I Can’t Believe TTA Is Not Better: When Test-Time Augmentation Hurts Medical Image Classification

arXiv:2604.09697v1 Announce Type: new
Abstract: Test-time augmentation (TTA)–aggregating predictions over multiple augmented copies of a test input–is widely assumed to improve classification accuracy, particularly in medical imaging where it is routinely deployed in production systems and competition solutions. We present a systematic empirical study challenging this assumption across three MedMNIST v2 benchmarks and four architectures spanning three orders of magnitude in parameter count (21K to 11M).

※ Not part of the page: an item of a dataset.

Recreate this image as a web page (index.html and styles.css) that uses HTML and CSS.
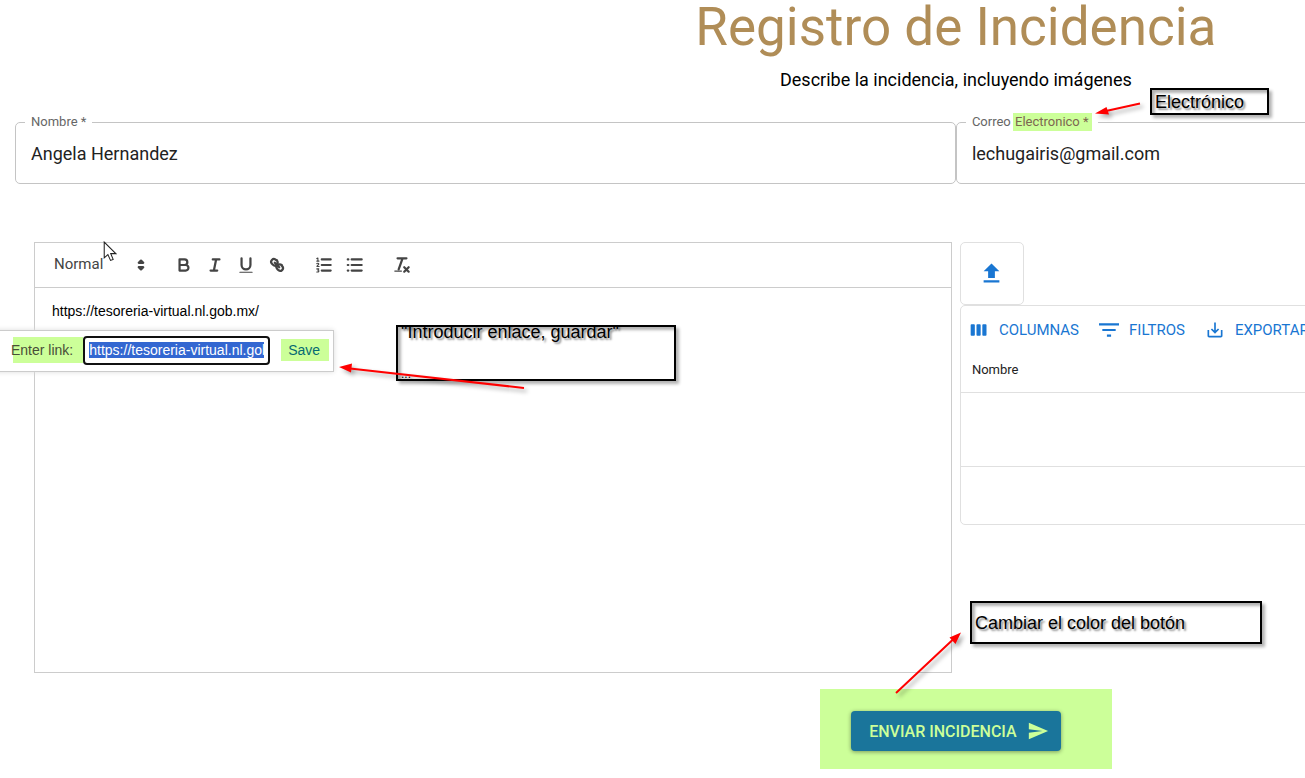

Our principal finding is that TTA with standard augmentation pipelines consistently degrades accuracy relative to single-pass inference, with drops as severe as 31.6 percentage points for ResNet-18 on pathology images. This degradation affects all architectures, including convolutional models, and worsens with more augmented views. The sole exception is ResNet-18 on dermatology images, which gains a modest +1.6%. We identify the distribution shift between augmented and training-time inputs–amplified by batch normalization statistics mismatch–as the primary mechanism. Our ablation studies show that augmentation strategy matters critically: intensity-only augmentations preserve more performance than geometric transforms, and including the original unaugmented image partially mitigates but does not eliminate the accuracy drop. These findings serve as a cautionary note for practitioners: TTA should not be applied as a default post-hoc improvement but must be validated on the specific model-dataset combination.